◆ **REQUIRED TASK**
Scan the records for the string "with"; copy each line where it occurs.

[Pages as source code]
================================
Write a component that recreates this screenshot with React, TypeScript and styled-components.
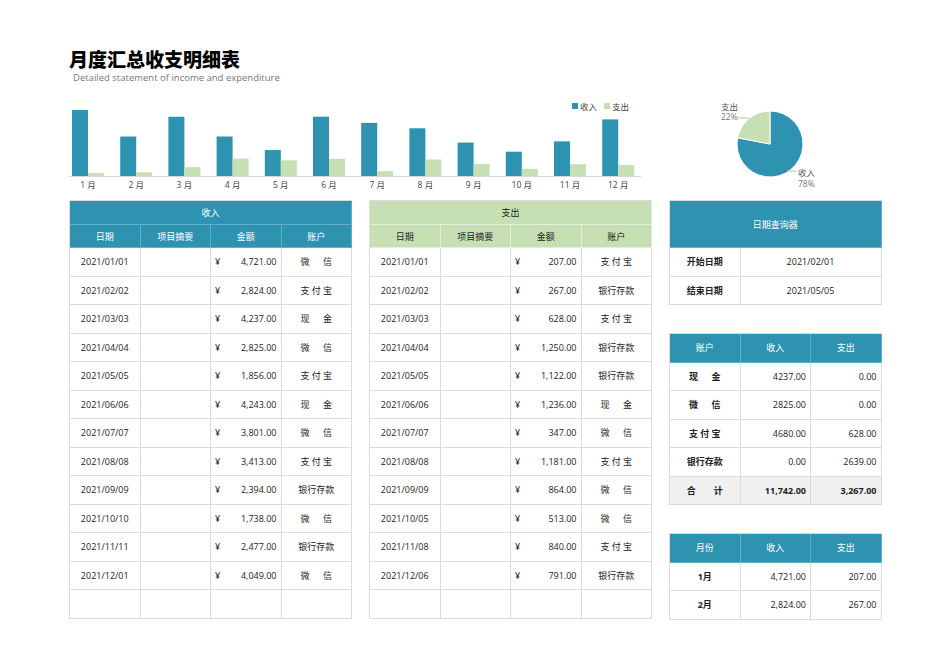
import styled, { createGlobalStyle } from 'styled-components';

const TEAL = '#2e93b0';
const GREEN = '#c6e0b4';
const LINE = '#dcdcdc';

const income = [
  ['2021/01/01', 4721, '微　信'],
  ['2021/02/02', 2824, '支付宝'],
  ['2021/03/03', 4237, '现　金'],
  ['2021/04/04', 2825, '微　信'],
  ['2021/05/05', 1856, '支付宝'],
  ['2021/06/06', 4243, '现　金'],
  ['2021/07/07', 3801, '微　信'],
  ['2021/08/08', 3413, '支付宝'],
  ['2021/09/09', 2394, '银行存款'],
  ['2021/10/10', 1738, '微　信'],
  ['2021/11/11', 2477, '银行存款'],
  ['2021/12/01', 4049, '微　信'],
] as [string, number, string][];

const expense = [
  ['2021/01/01', 207, '支付宝'],
  ['2021/02/02', 267, '银行存款'],
  ['2021/03/03', 628, '支付宝'],
  ['2021/04/04', 1250, '银行存款'],
  ['2021/05/05', 1122, '银行存款'],
  ['2021/06/06', 1236, '现　金'],
  ['2021/07/07', 347, '微　信'],
  ['2021/08/08', 1181, '支付宝'],
  ['2021/09/09', 864, '微　信'],
  ['2021/10/05', 513, '微　信'],
  ['2021/11/08', 840, '支付宝'],
  ['2021/12/06', 791, '银行存款'],
] as [string, number, string][];

const fmt = (n: number) =>
  n.toLocaleString('en-US', { minimumFractionDigits: 2, maximumFractionDigits: 2 });

const GlobalStyle = createGlobalStyle`
  body {
    margin: 0;
    background: #fff;
    font-family: "Open Sans", "Noto Sans CJK SC", sans-serif;
    color: #222;
  }
`;

const Page = styled.div`
  width: 950px;
  height: 672px;
  padding: 46px 0 0 69px;
  box-sizing: border-box;
`;

const Title = styled.h1`
  margin: 0;
  font-size: 19px;
  font-weight: 900;
  line-height: 26px;
  font-family: "Noto Sans CJK SC", sans-serif;
  color: #000;
`;

const Subtitle = styled.div`
  font-size: 9.5px;
  color: #777;
  margin: -1px 0 0 4px;
`;

const Top = styled.div`
  display: flex;
  height: 113px;
  margin-top: 3px;
`;

const Main = styled.div`
  display: flex;
  gap: 17px;
  align-items: flex-start;
`;

const Grid = styled.div<{ $cols: string }>`
  display: grid;
  grid-template-columns: ${(p) => p.$cols};
  border-left: 1px solid ${LINE};
  border-top: 1px solid ${LINE};
  font-size: 9px;
`;

const Cell = styled.div<{ $h?: number; $bg?: string; $color?: string; $bold?: boolean; $span?: number; $justify?: string }>`
  height: ${(p) => p.$h ?? 28.5}px;
  box-sizing: border-box;
  display: flex;
  align-items: center;
  justify-content: ${(p) => p.$justify ?? 'center'};
  padding: 0 4px;
  border-right: 1px solid ${(p) => (p.$bg === TEAL ? '#5fb0c8' : p.$bg === GREEN ? '#e2efd9' : LINE)};
  border-bottom: 1px solid ${(p) => (p.$bg === TEAL ? '#5fb0c8' : p.$bg === GREEN ? '#e2efd9' : LINE)};
  background: ${(p) => p.$bg ?? '#fff'};
  color: ${(p) => p.$color ?? '#222'};
  font-weight: ${(p) => (p.$bold ? 700 : 400)};
  grid-column: span ${(p) => p.$span ?? 1};
  white-space: pre;
`;

const Money = styled(Cell)`
  justify-content: space-between;
`;

function LedgerTable({ title, rows, bg, color }: { title: string; rows: [string, number, string][]; bg: string; color: string }) {
  return (
    <Grid $cols="repeat(4, 70.5px)">
      <Cell $span={4} $h={24} $bg={bg} $color={color}>{title}</Cell>
      {['日期', '项目摘要', '金额', '账户'].map((h) => (
        <Cell key={h} $h={23} $bg={bg} $color={color}>{h}</Cell>
      ))}
      {rows.map(([d, n, a]) => (
        <>
          <Cell key={d}>{d}</Cell>
          <Cell />
          <Money><span>¥</span><span>{fmt(n)}</span></Money>
          <Cell>{a.length === 3 ? a.split('').join(' ') : a}</Cell>
        </>
      ))}
      <Cell /><Cell /><Cell /><Cell />
    </Grid>
  );
}

const Side = styled.div`
  display: flex;
  flex-direction: column;
  gap: 28px;
`;

function BarChart() {
  const max = 4721;
  const H = 66;
  const base = 89;
  const step = 48.2;
  return (
    <svg width={580} height={113} style={{ display: 'block' }}>
      <rect x={503} y={16} width={6} height={6} fill={TEAL} />
      <text x={511} y={22.5} fontSize={8.5} fill="#444">收入</text>
      <rect x={535} y={16} width={6} height={6} fill={GREEN} />
      <text x={543} y={22.5} fontSize={8.5} fill="#444">支出</text>
      {income.map(([, n], i) => {
        const e = expense[i][1];
        const x = 3 + i * step;
        const hi = (n / max) * H;
        const he = (e / max) * H;
        return (
          <g key={i}>
            <rect x={x} y={base - hi} width={16} height={hi} fill={TEAL} />
            <rect x={x + 16} y={base - he} width={16} height={he} fill={GREEN} />
            <text x={x + 16} y={base + 12} fontSize={8.5} fill="#444" textAnchor="middle">{i + 1} 月</text>
          </g>
        );
      })}
      <line x1={0} x2={572} y1={base + 0.5} y2={base + 0.5} stroke="#d8d8d8" />
    </svg>
  );
}

function Pie() {
  const cx = 121, cy = 57, r = 33;
  const a = 0.22 * Math.PI * 2;
  const ex = cx - r * Math.sin(a), ey = cy - r * Math.cos(a);
  return (
    <svg width={220} height={113} style={{ display: 'block' }}>
      <path d={`M${cx} ${cy} L${cx} ${cy - r} A${r} ${r} 0 1 1 ${ex} ${ey} Z`} fill={TEAL} stroke="#fff" strokeWidth={1} />
      <path d={`M${cx} ${cy} L${ex} ${ey} A${r} ${r} 0 0 1 ${cx} ${cy - r} Z`} fill={GREEN} stroke="#fff" strokeWidth={1} />
      <line x1={89} y1={31} x2={100} y2={31} stroke="#bbb" />
      <text x={72} y={23} fontSize={8.5} fill="#555">支出</text>
      <text x={72} y={33} fontSize={8.5} fill="#777">22%</text>
      <line x1={138} y1={84} x2={147} y2={84} stroke="#bbb" />
      <text x={149} y={89} fontSize={8.5} fill="#555">收入</text>
      <text x={149} y={100} fontSize={8.5} fill="#777">78%</text>
    </svg>
  );
}

export default function App() {
  const acc = [
    ['现　金', '4237.00', '0.00'],
    ['微　信', '2825.00', '0.00'],
    ['支付宝', '4680.00', '628.00'],
    ['银行存款', '0.00', '2639.00'],
  ];
  return (
    <Page>
      <GlobalStyle />
      <Title>月度汇总收支明细表</Title>
      <Subtitle>Detailed statement of income and expenditure</Subtitle>
      <Top>
        <BarChart />
        <Pie />
      </Top>
      <Main>
        <LedgerTable title="收入" rows={income} bg={TEAL} color="#fff" />
        <LedgerTable title="支出" rows={expense} bg={GREEN} color="#222" />
        <Side>
          <Grid $cols="70.5px 141px">
            <Cell $span={2} $h={47} $bg={TEAL} $color="#fff">日期查询器</Cell>
            <Cell $bold>开始日期</Cell><Cell>2021/02/01</Cell>
            <Cell $bold>结束日期</Cell><Cell>2021/05/05</Cell>
          </Grid>
          <Grid $cols="repeat(3, 70.5px)">
            {['账户', '收入', '支出'].map((h) => <Cell key={h} $bg={TEAL} $color="#fff">{h}</Cell>)}
            {acc.map(([a, i, e]) => (
              <>
                <Cell key={a} $bold>{a.length === 3 ? a.split('').join(' ') : a}</Cell>
                <Cell $justify="flex-end">{i}</Cell>
                <Cell $justify="flex-end">{e}</Cell>
              </>
            ))}
            <Cell $bold $bg="#f0f0f0">合　　计</Cell>
            <Cell $bold $bg="#f0f0f0" $justify="flex-end">11,742.00</Cell>
            <Cell $bold $bg="#f0f0f0" $justify="flex-end">3,267.00</Cell>
          </Grid>
          <Grid $cols="repeat(3, 70.5px)">
            {['月份', '收入', '支出'].map((h) => <Cell key={h} $bg={TEAL} $color="#fff">{h}</Cell>)}
            <Cell $bold>1月</Cell><Cell $justify="flex-end">4,721.00</Cell><Cell $justify="flex-end">207.00</Cell>
            <Cell $bold>2月</Cell><Cell $justify="flex-end">2,824.00</Cell><Cell $justify="flex-end">267.00</Cell>
          </Grid>
        </Side>
      </Main>
    </Page>
  );
}
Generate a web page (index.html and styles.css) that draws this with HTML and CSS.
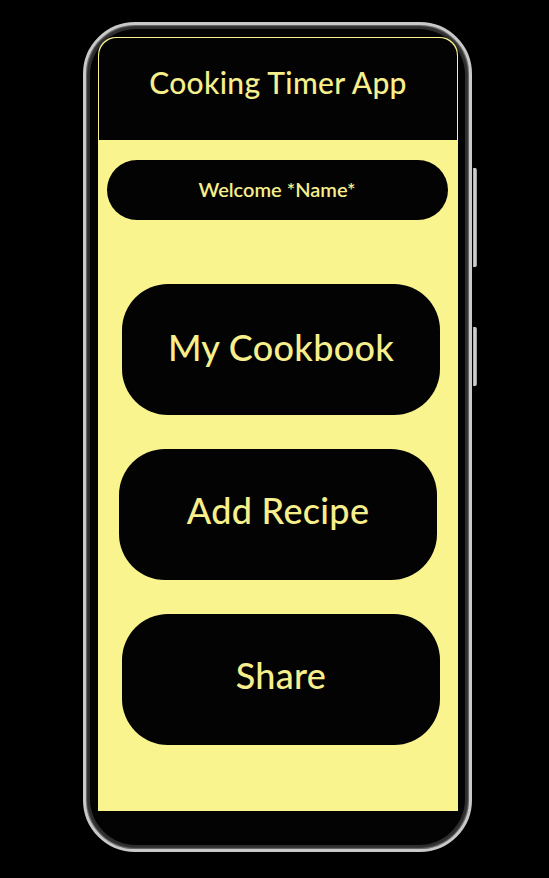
FILE: index.html
```html
<!DOCTYPE html>
<html lang="en">
<head>
    <meta charset="UTF-8">
    <meta name="viewport" content="width=device-width, initial-scale=1.0">
    <title>Cooking Timer App</title>
    <link rel="stylesheet" href="styles.css">
</head>
<body>

<div class="phone">
    <span class="side-btn power"></span>
    <span class="side-btn volume"></span>
    <div class="bezel">
        <div class="screen">
            <div class="header">
                <h1>Cooking Timer App</h1>
            </div>
            <div class="content">
                <div class="welcome">Welcome *Name*</div>
                <button class="menu-btn">My Cookbook</button>
                <button class="menu-btn shift-left">Add Recipe</button>
                <button class="menu-btn">Share</button>
            </div>
        </div>
    </div>
</div>

</body>
</html>
```

FILE: styles.css
```css
body {
    margin: 0;
    background: #000;
    font-family: Lato, "Open Sans", sans-serif;
}
.phone {
    position: relative;
    width: 389px;
    height: 830px;
    margin: 22px 0 0 83px;
    border: 3px solid #c9c9c9;
    border-radius: 52px;
    background: #2e2e2e;
    padding: 4px;
    box-sizing: border-box;
    box-shadow: inset 0 0 2px #fff;
}
.bezel {
    height: 100%;
    background: #030303;
    border-radius: 46px;
    padding: 8px 7px 34px 8px;
    box-sizing: border-box;
}
.screen {
    height: 774px;
    background: #faf48f;
    border-radius: 18px 18px 0 0;
    display: flex;
    flex-direction: column;
}
.header {
    height: 102px;
    margin: 1px 1px 0;
    background: #030303;
    border-radius: 18px 18px 0 0;
    display: flex;
    align-items: center;
    justify-content: center;
}
.header h1 {
    margin: 0 0 14px;
    color: #f6ef8b;
    font-size: 30px;
    font-weight: 500;
    letter-spacing: 0.3px;
}
.content {
    display: flex;
    flex-direction: column;
    align-items: center;
    padding-top: 20px;
}
.welcome {
    width: 341px;
    height: 60px;
    margin-left: -2px;
    padding-bottom: 2px;
    box-sizing: border-box;
    border-radius: 30px;
    background: #030303;
    color: #f6ef8b;
    font-size: 20px;
    font-weight: 600;
    display: flex;
    align-items: center;
    justify-content: center;
}
.menu-btn {
    width: 318px;
    height: 131px;
    margin: 64px 0 0 6px;
    padding: 0 0 6px;
    border: none;
    border-radius: 46px;
    background: #030303;
    color: #f6ef8b;
    font-family: inherit;
    font-size: 36px;
    font-weight: 500;
    letter-spacing: 0.3px;
}
.menu-btn + .menu-btn {
    margin-top: 34px;
    padding-bottom: 10px;
}
.menu-btn.shift-left {
    margin-left: 0;
}
.side-btn {
    position: absolute;
    right: -8px;
    width: 4px;
    background: linear-gradient(to right, #9a9a9a, #e0e0e0, #8a8a8a);
    border-radius: 0 2px 2px 0;
}
.side-btn.power {
    top: 143px;
    height: 99px;
}
.side-btn.volume {
    top: 302px;
    height: 59px;
}
```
================================
◆ **RESULT FOR THIS TASK**
Write a component that recreates this screenshot with React, TypeScript and styled-components.
Generate a web page (index.html and styles.css) that draws this with HTML and CSS.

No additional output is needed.